* **Exercise instructions**
Among the entries, which lines carry the string "React"? Copy each of them.

BEGIN Recorded information

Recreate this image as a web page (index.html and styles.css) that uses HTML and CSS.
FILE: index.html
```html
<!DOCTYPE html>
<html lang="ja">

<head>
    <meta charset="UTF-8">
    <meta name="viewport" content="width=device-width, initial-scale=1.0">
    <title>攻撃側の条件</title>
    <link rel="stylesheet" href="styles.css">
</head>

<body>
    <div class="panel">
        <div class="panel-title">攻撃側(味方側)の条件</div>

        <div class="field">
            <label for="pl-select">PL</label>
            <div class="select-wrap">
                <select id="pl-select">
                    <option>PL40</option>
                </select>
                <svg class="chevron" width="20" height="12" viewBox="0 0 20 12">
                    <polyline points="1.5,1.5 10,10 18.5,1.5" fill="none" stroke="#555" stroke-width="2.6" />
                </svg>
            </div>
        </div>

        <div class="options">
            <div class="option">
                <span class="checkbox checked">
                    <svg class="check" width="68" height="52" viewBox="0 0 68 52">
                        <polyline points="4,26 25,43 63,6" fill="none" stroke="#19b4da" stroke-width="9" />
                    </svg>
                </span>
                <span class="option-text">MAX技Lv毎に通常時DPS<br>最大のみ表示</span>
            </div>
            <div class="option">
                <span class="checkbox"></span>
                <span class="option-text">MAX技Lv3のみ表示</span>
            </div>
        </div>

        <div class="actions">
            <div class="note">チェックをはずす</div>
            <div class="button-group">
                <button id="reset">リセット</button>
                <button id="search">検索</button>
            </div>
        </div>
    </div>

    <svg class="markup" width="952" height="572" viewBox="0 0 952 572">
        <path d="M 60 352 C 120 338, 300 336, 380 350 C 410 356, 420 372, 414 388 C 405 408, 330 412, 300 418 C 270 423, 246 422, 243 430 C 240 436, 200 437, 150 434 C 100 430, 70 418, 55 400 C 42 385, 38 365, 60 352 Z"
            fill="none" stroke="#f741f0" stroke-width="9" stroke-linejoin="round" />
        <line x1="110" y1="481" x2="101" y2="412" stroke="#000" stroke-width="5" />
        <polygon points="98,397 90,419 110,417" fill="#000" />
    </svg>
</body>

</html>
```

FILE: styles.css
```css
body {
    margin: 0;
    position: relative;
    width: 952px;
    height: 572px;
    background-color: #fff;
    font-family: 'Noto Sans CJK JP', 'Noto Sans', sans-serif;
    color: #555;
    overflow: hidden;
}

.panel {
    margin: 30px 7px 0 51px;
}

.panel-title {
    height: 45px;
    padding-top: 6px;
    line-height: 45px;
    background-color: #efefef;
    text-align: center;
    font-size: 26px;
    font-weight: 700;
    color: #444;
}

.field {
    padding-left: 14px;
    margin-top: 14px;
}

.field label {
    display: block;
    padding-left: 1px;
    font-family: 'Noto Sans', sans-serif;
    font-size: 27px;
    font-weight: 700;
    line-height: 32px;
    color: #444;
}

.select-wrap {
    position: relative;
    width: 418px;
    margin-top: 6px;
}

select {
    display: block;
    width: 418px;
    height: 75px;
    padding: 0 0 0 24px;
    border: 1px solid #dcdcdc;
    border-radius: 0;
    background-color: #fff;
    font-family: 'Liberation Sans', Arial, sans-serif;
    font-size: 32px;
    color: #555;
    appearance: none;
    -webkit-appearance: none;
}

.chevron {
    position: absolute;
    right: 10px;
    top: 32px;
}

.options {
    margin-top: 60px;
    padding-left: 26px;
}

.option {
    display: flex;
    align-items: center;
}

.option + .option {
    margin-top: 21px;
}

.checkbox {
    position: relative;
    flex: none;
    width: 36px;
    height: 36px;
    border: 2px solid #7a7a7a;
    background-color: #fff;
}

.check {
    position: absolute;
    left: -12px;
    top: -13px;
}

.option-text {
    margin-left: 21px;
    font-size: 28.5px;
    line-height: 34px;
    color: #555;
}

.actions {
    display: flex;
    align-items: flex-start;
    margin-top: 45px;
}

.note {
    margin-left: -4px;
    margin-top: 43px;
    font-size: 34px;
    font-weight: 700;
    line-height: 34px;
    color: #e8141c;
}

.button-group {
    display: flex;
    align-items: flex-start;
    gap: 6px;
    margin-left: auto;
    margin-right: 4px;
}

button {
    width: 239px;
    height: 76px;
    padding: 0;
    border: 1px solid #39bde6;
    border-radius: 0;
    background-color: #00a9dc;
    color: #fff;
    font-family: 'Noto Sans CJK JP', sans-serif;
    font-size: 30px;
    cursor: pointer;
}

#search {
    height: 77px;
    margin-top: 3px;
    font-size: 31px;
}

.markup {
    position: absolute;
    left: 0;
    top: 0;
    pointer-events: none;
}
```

END Recorded information
BEGIN Recorded information

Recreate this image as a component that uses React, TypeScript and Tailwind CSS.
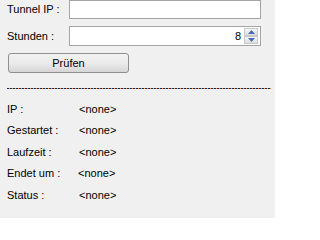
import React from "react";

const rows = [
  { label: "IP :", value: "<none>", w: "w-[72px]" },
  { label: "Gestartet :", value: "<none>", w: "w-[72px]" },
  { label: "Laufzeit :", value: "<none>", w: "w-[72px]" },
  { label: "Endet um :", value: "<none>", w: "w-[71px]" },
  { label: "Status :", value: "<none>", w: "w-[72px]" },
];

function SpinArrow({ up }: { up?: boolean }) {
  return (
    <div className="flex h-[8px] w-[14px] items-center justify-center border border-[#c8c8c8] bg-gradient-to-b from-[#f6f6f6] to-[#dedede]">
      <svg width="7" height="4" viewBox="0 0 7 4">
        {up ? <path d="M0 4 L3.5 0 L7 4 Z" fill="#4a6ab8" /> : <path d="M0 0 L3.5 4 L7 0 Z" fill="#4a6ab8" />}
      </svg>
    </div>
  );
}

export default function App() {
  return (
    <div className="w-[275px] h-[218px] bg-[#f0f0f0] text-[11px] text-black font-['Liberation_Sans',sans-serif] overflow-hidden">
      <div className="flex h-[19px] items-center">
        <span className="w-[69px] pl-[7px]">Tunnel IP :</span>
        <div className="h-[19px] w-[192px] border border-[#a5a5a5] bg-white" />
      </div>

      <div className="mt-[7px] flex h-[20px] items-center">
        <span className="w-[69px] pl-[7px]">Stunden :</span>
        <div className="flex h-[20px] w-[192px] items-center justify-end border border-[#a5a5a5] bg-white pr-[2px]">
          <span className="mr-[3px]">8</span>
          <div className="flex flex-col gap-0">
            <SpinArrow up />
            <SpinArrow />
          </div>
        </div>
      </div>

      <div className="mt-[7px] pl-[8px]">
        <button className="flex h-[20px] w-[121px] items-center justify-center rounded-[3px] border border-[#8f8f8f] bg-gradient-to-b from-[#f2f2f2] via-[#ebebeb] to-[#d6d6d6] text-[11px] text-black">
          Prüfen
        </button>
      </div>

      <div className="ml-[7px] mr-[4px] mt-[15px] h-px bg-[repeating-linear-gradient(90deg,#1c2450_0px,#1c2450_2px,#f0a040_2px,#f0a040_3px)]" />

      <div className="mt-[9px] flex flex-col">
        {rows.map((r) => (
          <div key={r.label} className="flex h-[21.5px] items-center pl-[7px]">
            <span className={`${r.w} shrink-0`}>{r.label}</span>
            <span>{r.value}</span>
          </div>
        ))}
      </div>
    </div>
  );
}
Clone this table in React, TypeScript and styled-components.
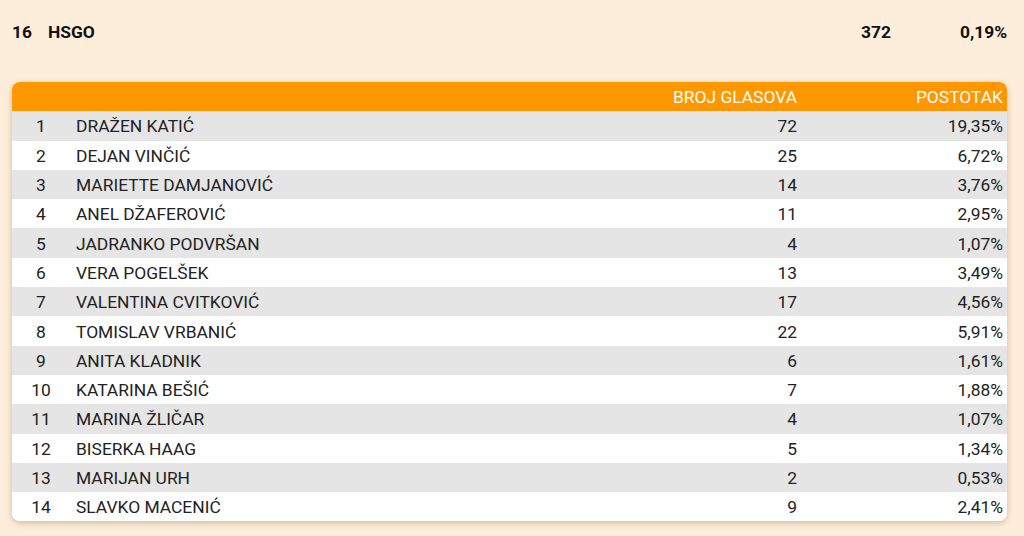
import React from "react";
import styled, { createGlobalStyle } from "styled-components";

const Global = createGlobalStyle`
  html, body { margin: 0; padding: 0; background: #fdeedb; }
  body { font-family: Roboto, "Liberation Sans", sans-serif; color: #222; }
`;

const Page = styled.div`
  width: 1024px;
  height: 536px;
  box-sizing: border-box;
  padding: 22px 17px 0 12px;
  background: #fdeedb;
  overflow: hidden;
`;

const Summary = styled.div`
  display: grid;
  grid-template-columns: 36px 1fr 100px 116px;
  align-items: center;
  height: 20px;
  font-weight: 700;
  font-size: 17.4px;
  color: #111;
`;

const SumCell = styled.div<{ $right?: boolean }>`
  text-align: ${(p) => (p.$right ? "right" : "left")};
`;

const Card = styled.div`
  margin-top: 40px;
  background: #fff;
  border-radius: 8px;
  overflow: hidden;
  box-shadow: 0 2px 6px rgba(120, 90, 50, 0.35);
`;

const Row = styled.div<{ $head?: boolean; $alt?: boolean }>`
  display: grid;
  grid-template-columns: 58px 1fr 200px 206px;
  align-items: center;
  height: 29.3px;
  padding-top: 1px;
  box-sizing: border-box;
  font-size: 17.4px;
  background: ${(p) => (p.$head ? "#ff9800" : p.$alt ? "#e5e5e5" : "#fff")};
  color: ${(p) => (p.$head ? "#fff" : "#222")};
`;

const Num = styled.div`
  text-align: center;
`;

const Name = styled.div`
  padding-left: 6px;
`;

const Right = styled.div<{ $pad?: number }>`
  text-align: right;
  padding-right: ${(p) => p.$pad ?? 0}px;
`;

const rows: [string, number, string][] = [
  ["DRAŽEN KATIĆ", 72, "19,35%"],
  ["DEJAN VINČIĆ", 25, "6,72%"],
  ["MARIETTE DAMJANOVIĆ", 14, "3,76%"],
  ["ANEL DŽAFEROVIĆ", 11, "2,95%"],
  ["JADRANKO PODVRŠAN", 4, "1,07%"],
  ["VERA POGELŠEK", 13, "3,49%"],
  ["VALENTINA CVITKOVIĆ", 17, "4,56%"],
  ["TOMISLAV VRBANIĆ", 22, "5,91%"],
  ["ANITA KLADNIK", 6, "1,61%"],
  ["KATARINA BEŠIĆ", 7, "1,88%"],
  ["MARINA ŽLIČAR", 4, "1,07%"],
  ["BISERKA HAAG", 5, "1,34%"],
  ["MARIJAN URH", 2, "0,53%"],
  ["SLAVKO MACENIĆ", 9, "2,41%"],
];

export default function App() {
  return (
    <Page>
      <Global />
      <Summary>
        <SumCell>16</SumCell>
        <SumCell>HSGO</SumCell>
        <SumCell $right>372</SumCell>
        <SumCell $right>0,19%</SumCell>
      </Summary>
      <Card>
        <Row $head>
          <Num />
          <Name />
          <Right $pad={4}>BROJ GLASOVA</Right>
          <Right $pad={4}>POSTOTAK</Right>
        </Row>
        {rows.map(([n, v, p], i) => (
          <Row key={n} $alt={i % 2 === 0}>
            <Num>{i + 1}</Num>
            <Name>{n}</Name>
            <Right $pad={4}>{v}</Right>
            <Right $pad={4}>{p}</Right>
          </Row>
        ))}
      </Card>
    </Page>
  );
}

END Recorded information

* **Task solution**
Recreate this image as a component that uses React, TypeScript and Tailwind CSS.
import React from "react";
Clone this table in React, TypeScript and styled-components.
import React from "react";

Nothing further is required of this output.